Now that the ‘Fox is out of the hole’, you can clearly see why I made these comments. You can be a fan of the Star Fox IP, but you might not care for racing. Or vice versa: you can be a fan of racing games (like Mario Kart) but you might not give a damn about Star Fox.
To be brutally honest, this Star Fox racing rumor had been swirling around the game industry since February. Even IGN admitted that they’ve been hearing about this Star Fox racing rumor for many months.
But if the rumor has been swirling around for months, why did nobody report on the rumor until May 14th? I assume it’s because everyone had bad memories of that rumor about “Metroid x Star Fox: Fusion Saga”, and everyone was too scared of repeating that mess.
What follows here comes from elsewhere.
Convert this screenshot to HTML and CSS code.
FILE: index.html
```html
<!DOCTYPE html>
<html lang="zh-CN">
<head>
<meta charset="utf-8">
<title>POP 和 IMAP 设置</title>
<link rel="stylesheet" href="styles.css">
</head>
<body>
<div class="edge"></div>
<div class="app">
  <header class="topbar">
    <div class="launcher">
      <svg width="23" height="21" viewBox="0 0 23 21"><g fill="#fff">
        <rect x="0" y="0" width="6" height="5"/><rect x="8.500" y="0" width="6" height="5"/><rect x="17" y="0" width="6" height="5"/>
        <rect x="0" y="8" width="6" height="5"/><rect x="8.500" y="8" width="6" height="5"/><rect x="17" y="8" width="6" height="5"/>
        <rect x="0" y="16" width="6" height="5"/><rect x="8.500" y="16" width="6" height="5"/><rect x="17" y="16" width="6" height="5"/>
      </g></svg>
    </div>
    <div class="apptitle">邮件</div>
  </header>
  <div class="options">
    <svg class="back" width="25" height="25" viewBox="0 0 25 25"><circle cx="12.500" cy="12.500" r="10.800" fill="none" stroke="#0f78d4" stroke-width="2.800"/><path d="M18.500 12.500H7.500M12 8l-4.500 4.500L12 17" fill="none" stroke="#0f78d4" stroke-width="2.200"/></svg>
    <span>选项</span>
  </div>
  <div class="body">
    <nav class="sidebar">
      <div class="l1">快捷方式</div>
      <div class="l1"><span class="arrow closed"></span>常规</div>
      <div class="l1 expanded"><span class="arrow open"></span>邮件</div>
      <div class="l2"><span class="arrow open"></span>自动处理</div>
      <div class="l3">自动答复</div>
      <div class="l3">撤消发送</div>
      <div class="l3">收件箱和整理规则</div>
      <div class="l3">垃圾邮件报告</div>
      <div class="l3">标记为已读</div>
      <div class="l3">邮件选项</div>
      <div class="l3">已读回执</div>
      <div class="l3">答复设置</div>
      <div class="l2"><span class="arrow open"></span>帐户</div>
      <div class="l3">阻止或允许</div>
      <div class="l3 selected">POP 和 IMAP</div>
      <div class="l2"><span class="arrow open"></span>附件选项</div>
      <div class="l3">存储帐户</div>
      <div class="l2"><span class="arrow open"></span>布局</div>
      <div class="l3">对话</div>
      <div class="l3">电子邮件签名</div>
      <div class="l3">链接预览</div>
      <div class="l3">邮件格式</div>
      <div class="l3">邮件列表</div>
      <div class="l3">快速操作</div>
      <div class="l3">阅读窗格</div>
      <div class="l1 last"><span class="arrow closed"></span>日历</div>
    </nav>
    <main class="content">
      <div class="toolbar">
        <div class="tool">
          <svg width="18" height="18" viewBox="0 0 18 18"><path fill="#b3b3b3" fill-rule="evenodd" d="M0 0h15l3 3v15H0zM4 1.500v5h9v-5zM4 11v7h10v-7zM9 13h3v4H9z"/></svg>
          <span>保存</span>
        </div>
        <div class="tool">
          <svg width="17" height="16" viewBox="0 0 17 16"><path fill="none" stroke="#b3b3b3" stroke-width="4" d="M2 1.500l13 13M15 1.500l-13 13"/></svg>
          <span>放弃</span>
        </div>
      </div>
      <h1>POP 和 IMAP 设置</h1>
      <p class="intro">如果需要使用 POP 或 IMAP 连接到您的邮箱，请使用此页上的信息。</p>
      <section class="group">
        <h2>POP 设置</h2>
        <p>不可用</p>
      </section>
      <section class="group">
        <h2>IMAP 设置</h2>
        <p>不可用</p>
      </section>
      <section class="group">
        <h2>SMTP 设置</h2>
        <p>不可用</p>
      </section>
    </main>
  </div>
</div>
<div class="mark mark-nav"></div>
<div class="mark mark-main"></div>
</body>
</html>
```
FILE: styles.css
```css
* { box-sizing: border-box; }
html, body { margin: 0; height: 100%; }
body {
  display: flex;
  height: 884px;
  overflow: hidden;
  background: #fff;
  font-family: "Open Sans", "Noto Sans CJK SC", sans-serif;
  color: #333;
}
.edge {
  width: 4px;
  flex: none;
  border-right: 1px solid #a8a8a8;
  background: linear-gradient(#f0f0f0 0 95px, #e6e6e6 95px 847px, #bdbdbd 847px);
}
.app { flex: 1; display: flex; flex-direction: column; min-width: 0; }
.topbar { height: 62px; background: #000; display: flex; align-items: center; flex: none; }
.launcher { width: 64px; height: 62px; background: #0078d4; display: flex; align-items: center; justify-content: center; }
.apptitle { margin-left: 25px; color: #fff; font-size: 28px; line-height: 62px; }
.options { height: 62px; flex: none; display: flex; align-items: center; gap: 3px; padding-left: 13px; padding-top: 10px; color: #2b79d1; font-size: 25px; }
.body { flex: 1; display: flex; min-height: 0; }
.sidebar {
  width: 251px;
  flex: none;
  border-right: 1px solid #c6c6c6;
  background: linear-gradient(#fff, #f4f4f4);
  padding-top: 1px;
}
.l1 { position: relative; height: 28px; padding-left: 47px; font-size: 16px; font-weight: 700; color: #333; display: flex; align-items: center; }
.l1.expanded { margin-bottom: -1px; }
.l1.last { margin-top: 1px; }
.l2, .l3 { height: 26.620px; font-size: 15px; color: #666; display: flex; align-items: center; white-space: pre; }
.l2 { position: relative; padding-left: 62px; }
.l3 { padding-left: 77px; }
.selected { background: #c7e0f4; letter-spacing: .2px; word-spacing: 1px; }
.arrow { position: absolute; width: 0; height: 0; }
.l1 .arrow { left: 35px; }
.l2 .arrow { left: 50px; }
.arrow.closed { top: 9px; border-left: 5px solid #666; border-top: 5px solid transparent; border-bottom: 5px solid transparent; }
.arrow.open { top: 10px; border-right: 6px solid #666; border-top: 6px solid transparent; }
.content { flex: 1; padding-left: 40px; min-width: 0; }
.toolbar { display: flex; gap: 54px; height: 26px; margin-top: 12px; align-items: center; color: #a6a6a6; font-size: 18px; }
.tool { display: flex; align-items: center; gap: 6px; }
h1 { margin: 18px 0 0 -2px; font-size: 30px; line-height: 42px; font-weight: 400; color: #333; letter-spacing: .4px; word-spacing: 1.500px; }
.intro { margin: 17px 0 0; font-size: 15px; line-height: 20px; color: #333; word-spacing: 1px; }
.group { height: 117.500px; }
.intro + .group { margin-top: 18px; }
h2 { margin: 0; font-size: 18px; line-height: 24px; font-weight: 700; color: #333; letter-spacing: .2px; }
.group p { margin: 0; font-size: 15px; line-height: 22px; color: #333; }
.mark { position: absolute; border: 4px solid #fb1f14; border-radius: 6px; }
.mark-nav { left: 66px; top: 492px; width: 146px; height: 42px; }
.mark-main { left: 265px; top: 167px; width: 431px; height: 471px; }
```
But this wasn’t the first time that I’ve spoken about Retro’s project.
Back in 2016, I reported that Retro Studios wasn’t working on Metroid Prime or Donkey Kong Country. One year after I reported that – in 2017 – Nintendo revealed that Metroid Prime 4 wasn’t in development by Retro Studios. Then later, in January 2018, Nintendo announced a Switch port (not a Switch sequel) to Donkey Kong Country: Tropical Freeze.
My tweet from 2016:
When I reported that rumor, I assumed one of their projects would release in 2017. My contact, who was super close to Retro Studios, told me that one of their projects had begun life on Wii U and later ‘switched’ over to NX. My assumption, at the time, was that one of their projects had been cooking for awhile — since 2014 — so it should have been ready by late 2017.
But here’s what I didn’t realize back in 2016: the possibility of one of their projects being in development hell. Both Game Informer and Kotaku reported yesterday that one of Retro’s projects (not the rumored ‘Star Fox’) had a very troubled development and could even possibly be cancelled. Even more interesting, a Linkedin profile of a Retro Studios employee confirms that Retro Studios had two projects in development.
This could potentially explain why Retro still hasn’t released a project in four years — and this may also explain why neither of their two projects released by holiday 2017.